I was wondering if there was a way to introduce uncertainty in a parameter that is being used in the model, without adding it to the chain. For example, suppose I have a linear relationship between two parameters x and y, such that

y = Ax + B, where A = -0.006 +/- 0.001 and B = 1 +/- 0.04. I am sampling x and want to change A and B each chain sample so I can incorporate the uncertainty in my input parameters into the model uncertainty. Is there a way to do this? Thanks.

EDIT: Sorry all, it looks like my phrasing above was confusing. In pseudo-code, here’s what I want:

import numpy as np
import pymc3 as pm

# Dummy data
Y = np.arange(0, 50) + np.random.randn(50)

for sample in int(nburnin + nsamples):
    with pm.Model() as model:
        A = np.random.normal(-0.006, 0.001)
        B = np.random.normal(1.0, 0.04)

        y_true = pm.Data('y', Y)
        x = pm.Flat('x')
        y_syn = A*x + B
       #... augment likelihood to look at difference between y_true and y_syn ...
        trace = pm.sample(...)

Of course the above code wouldn’t work the way it is intended with PyMC3, but this demonstrates my point visually, I think.

I don’t want to use pm.Normal('A', mu=-0.006, sigma=0.001 and pm.Normal('B', mu=1, sigma=0.04) because (my understanding) is that this would sample those parameters to solve them in the MCMC. I just want the values and their uncertainties added into my model solving for x.

it depends on your statistical model. for example, if A is normally distributed, uncertainty is the ‘sigma’ parameter. (Note: I’m not sure if I understand your question properly!)

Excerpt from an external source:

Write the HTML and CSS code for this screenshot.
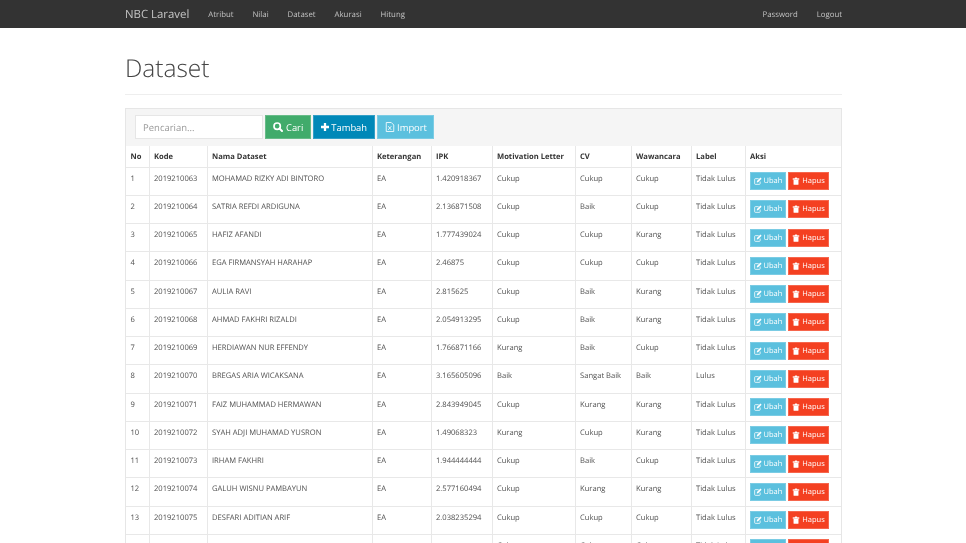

Not that I know of. But note that 1 chain is just 1 sampling of the model, so you could just perturb A and B between calls to pm.sample something like


for j in range(nchains):
    A += np.random.(...)   # I *think* += operates on the underlying memory rather than creating a new object
    B += np.random.(...)
    x_chains.append(pm.sample(..., chains=1))

1 Like

Can’t you just add a prior to A and B that has the noise distribution you want?

A_noisy = pm.Normal("A_noisy", A, 1)

Where the prior can be any distribution centered around your value A

This has the advantage that your sample can take into consideration gradient information. Otherwise you are in untested territory in PyMC3.

I think this is the closest thing to what I need, thanks. I also had the idea of perturbing the A & B each chain, but I thought I’d ask if there was a way to do it each sample.

Thanks!

Sorry for the late reply. Wouldn’t using A_noisy = pm.Normal("A_noisy", A, 1) allow the sampling to change the distribution of A over the chain? I would want my posterior distribution for A to be the same as its prior.

I am not sure what your goal is. You want a prior that’s fixed but random? The way I would think about it would be to have fixed parameters (if the approximation is not too bad). So you don’t have a fixed A with a special pdf but a distribution with fixed parameters. Say A_mean = 10 and A_std = 1. Then A_noisy = pm.Normal("A_noisy", A_mean, A_std). The latter would change obviously during inference but A itself would be fixed as those are just numbers. Then the prior for A_noisy2 = pm.Normal("A_noisy", A_mean, A_std) in another context is exactly the same as A_noisy1 was. It’s a different way of thinking about it but I feel it achieves the same result, no? If you don’t like to force a Normal prior you can use something else.

Basically, I have two parameters A and B that have known value and uncertainty. I don’t need to sample in the MCMC, since their value is already determined. I would, however, like to incorporate their uncertainties into my model. Ideally, I would accomplish this by changing the A and B parameters each sample, but not updating these parameters each step.

I hope that makes more sense.

I think I understand the idea (although not the rationale). I really don’t know how wise it is to change things that pymc expects to be fixed during sampling.

I still feel that what you want is equivalent in practice to just resetting your prior of A every time you sample, but I might be missing something. How would the generative model for your data look like?

Actually I think you’re correct - resetting the prior each sample would achieve the same thing. I don’t see how to do that using pymc3.sample(), however.